Je ne voudrais pas que mon peuple disparaisse, en se dissolvant dans la culture européenne en général, française en l’occurrence. Avec les mariages mixtes, on a tendance à oublier et nos origines, et nos racines, et la langue arabe et syriaque. Dans deux ou trois générations, il n’y aurait plus d’appartenance à l’Eglise maronite orientale antiochienne. Pour y remédier, je me suis dit que, puisque l’Eglise, depuis longtemps, a été « mère et maîtresse », par la foi et par l’enseignement, elle a toujours la charge de ses fidèles et de les garder pédagogiquement, culturellement et spirituellement. Le projet serait donc de créer des écoles. Surtout qu’en France, on a le droit de le faire. Au Liban, notre Eglise a pris en main l’éducation du peuple dès le XVIIIème siècle, en instituant l’école gratuite pour tous. Puis au XIXème, les missionnaires ont assuré l’enseignement dans chaque village, en français s’il-vous-plaît ! Je souhaiterais que là où nous avons des paroisses – Paris, Lyon, Marseille-, il y ait, à côté de chacune, au moins une école primaire, quitte à avoir une école secondaire à Paris qui soit, à la manière des écoles du Liban, une école trilingue – si possible – pour accueillir les Libanais de toutes confessions et les Français qui seraient intéressés. Le but est de pouvoir garder un lien intense pour nos fidèles, en France et en Europe, avec notre Eglise mère et avec la culture moyen-orientale libanaise. Ici à Lourdes, j’ai revu quelques évêques, anciens copains d’université, connus à Lyon. Nous avons en commun une partie de notre formation académique. J’en profite pour tisser des relations avec les autres évêques car je serai amené à rentre visite aux diocèses où il y a des Maronites. Il faudra trouver des églises pour nos fidèles. J’aimerais aussi rassembler les registres – je suis historien – pour créer une mémoire à cette Eglise. Le tout dans une bonne collaboration avec l’Eglise en France.
 

Vous êtes aussi Visiteur apostolique des Maronites pour l’Europe septentrionale et occidentale ?
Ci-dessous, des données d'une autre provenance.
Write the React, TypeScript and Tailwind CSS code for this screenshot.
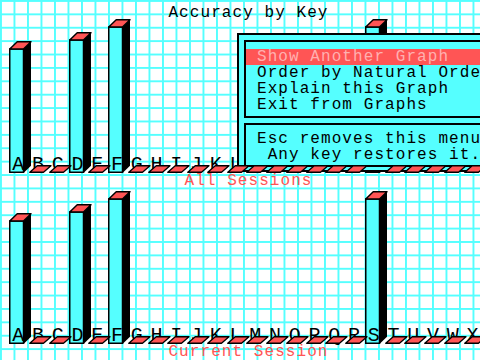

Je suis Visiteur apostolique pour 15 pays d’Europe. Pour préparer mes voyages, je fais appel aux prêtres qui exercent dans ces pays. J’organise une réunion le 14 décembre prochain à Paris, pour une meilleure connaissance et pour voir leur disponibilité à collaborer avec pour la nouvelle éparchie et savoir si certains peuvent être incardinés dans les diocèses de France et d’Europe.
 

Quel regard portez-vous sur votre ministère épiscopal ?

J’ai dû quitter l’enseignement à la faculté et mes responsabilités paroissiales. C’est une autre vie et à présent, un autre engagement. Aujourd’hui, je découvre comment devenir évêque. C’est une nouvelle mission. Je suis disposé à faire de mon mieux pour fédérer les Maronites et servir ce troupeau, les mener vers le Christ Sauveur.
 

Retour sur le voyage du pape Benoît XVI au Liban

A la suite du pape Jean-Paul II, qui avait qualifié le Liban de « pays message » en 1997, Benoît XVI s’est rendu au Liban pour remettre l’exhortation apostolique post-synodale (14-16 septembre 2012). Comment protéger les 15 millions de chrétiens du Proche et du Moyen Orient ? A cette question, le texte répond : « Sauvegarde des différences, reconnaissance de l’autre, vivre ensemble, liberté religieuse » résume Mgr Gemayel. Le Pape a invité chrétiens et musulmans à tisser une alliance car il y va de leur intérêt vital. « Benoît XVI a lancé un appel aux responsables religieux de la région et rappelé que la paix est l’horizon de toutes les religions. Le fondamentalisme, lui, est une menace pour la paix ».